Even after the unreported-death adjustment, the analysts' Medicare centenarian enrollee list for 2012 may include some dead people with inattentive estate executors; some cases of fraud; and some people under the age of 105 affected by Medicare recordkeeping problems.

Average inflation-adjusted Medicare spending on enrollees ages 95 to 105 increased 72 percent between 1999 and 2012, to $13,634 in 2009 dollars.

The average for enrollees ages 85 to 94 increased just 50 percent over that period, to $12,588 in 2009 dollars. Spending on enrollees ages 65 to 74 increased 25 percent, to $5,601 in 2009 dollars.

Excluding spending on hospice care and skilled nursing facility care, Medicare spending on enrollees ages 95 and older tends to be lower than spending on younger enrollees, the analysts found.

In 2012, Medicare spending on services other than hospice and nursing facility care for 104-year-olds was about $6,000 in 2009 dollars, which was about the same as the average spending on 70-year-olds.

In a look at how the split between traditional Medicare and Medicare Advantage might affect the results, the analysts show that Medicare enrollees over age 95 are more likely than other enrollees to be in traditional Medicare.

More than 30 percent of the 2012 enrollees in their 70s had Medicare Advantage coverage, but fewer than 25 percent of the 95-year-old enrollees had Medicare Advantage coverage, and fewer than 15 percent of the 105-year-olds had Medicare Advantage coverage.
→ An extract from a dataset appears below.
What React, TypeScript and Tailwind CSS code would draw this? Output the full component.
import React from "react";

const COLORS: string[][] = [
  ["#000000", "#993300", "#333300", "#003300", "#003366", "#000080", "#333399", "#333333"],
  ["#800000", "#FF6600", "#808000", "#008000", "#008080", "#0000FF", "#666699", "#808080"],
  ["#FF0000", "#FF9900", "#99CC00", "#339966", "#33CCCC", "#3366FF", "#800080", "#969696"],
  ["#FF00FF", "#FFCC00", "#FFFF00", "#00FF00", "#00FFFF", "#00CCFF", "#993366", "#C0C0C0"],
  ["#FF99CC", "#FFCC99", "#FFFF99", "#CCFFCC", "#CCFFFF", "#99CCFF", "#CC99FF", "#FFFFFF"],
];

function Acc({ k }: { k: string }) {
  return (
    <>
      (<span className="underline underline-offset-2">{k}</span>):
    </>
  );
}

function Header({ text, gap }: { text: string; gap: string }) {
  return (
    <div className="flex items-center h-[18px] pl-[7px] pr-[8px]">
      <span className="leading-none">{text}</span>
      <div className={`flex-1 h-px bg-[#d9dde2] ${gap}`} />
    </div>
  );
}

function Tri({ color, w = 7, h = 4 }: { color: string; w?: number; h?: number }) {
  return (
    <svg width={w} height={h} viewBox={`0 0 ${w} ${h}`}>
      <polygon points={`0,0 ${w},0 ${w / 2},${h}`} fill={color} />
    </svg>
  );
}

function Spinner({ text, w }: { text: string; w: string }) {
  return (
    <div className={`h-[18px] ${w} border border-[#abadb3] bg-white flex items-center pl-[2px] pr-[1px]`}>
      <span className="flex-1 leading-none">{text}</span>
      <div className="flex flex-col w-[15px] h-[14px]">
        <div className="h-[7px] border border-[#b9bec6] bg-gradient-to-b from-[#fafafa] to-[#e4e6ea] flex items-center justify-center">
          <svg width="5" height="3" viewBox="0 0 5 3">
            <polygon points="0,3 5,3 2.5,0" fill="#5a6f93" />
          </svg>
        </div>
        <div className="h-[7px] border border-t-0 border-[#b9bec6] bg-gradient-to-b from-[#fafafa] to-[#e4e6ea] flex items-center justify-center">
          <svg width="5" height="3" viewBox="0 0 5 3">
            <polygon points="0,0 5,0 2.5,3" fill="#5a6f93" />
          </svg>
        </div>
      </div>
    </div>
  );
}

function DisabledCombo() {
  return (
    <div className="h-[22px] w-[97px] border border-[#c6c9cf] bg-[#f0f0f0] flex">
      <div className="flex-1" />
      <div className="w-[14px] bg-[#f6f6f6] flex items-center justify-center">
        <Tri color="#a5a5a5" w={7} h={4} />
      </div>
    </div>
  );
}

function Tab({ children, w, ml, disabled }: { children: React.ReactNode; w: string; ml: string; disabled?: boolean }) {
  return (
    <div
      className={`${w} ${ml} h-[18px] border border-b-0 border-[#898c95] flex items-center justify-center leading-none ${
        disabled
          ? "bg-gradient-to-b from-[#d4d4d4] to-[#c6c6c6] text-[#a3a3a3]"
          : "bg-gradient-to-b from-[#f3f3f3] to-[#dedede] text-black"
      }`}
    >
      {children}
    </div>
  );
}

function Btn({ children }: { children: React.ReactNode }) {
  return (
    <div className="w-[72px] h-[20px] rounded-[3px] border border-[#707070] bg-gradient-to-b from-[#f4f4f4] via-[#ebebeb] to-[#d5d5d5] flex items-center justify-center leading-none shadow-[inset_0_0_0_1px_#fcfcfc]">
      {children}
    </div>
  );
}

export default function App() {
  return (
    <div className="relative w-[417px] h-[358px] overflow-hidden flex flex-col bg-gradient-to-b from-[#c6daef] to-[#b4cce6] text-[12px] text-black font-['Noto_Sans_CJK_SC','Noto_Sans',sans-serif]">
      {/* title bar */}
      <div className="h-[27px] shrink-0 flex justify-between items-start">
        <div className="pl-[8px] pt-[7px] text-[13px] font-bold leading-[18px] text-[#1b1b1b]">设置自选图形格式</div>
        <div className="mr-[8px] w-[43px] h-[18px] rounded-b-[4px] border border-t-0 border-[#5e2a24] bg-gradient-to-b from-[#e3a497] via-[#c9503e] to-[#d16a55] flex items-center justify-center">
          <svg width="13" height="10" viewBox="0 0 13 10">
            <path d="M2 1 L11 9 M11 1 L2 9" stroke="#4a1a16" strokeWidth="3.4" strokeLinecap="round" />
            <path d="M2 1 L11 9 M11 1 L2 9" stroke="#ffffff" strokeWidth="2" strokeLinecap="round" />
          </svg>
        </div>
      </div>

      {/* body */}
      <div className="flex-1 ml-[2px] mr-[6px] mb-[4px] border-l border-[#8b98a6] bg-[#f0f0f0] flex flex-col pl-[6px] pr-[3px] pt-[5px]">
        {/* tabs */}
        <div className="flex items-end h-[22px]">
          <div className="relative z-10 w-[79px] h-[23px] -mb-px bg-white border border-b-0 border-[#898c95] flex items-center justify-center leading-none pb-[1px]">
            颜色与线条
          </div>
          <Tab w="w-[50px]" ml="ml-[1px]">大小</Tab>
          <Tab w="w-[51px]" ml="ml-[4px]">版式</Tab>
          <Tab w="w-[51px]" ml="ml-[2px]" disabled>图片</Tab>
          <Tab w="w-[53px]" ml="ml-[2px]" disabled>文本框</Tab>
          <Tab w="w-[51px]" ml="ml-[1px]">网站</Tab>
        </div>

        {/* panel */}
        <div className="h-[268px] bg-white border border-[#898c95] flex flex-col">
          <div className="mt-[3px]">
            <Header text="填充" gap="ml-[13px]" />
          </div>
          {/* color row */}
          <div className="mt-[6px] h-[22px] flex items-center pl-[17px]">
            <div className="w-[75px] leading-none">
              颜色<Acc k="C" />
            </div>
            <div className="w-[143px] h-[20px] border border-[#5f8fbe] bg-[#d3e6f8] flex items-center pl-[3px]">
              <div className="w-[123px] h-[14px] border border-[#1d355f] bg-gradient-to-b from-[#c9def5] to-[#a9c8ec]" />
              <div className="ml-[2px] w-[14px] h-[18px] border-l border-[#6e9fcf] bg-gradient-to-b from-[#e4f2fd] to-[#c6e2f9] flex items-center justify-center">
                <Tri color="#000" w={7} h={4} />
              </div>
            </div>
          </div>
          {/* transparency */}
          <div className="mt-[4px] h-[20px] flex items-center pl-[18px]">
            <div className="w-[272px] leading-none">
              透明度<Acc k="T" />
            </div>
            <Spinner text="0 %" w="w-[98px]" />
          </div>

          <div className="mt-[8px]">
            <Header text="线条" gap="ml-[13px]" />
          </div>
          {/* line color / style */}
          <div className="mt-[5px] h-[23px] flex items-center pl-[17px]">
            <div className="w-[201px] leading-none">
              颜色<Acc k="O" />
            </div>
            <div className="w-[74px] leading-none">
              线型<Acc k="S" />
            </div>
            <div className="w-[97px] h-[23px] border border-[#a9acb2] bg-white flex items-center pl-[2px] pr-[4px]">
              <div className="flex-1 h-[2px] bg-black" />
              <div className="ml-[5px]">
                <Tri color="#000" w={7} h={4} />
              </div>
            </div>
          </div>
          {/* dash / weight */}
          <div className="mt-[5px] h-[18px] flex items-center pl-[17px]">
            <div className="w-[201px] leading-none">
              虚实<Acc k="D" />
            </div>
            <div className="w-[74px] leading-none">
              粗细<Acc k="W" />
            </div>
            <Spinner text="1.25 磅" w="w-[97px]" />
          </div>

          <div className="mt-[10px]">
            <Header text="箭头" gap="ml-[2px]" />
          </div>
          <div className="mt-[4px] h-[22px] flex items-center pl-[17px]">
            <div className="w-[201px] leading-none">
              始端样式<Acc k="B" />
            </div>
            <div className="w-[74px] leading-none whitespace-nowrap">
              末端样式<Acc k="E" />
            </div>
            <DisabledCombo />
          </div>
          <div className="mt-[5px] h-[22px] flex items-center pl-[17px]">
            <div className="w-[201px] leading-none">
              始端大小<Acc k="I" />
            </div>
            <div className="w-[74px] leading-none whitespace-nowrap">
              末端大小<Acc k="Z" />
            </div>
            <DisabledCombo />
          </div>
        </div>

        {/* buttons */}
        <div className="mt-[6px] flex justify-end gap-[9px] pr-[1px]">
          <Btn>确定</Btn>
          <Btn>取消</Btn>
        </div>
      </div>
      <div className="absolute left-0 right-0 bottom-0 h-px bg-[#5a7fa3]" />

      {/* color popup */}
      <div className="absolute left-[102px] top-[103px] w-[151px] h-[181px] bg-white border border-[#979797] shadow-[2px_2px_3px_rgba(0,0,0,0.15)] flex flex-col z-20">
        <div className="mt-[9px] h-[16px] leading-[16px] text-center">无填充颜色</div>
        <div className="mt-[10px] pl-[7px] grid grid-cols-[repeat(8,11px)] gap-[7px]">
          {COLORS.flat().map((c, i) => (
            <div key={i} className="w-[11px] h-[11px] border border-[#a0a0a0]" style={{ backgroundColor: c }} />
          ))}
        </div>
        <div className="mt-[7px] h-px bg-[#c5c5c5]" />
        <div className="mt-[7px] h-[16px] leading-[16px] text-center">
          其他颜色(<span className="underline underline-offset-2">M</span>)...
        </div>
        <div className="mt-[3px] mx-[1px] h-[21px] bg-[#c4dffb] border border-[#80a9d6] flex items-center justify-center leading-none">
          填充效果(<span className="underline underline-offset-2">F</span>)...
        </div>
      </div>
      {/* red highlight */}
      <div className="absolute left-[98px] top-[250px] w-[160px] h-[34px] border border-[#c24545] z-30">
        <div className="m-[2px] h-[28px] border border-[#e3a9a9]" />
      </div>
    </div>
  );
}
They were substantially less likely to have Medicare Advantage coverage than members of any other age group.

From 1999 to 2012, only about 0 percent to 2 percent of the members of the 95-105 age group who had traditional Medicare in any given year switched to Medicare Advantage the following year.

From 2002 to 2012, members of the 90-105 age group who had Medicare Advantage coverage were about as likely as members of other age groups to switch to traditional Medicare coverage.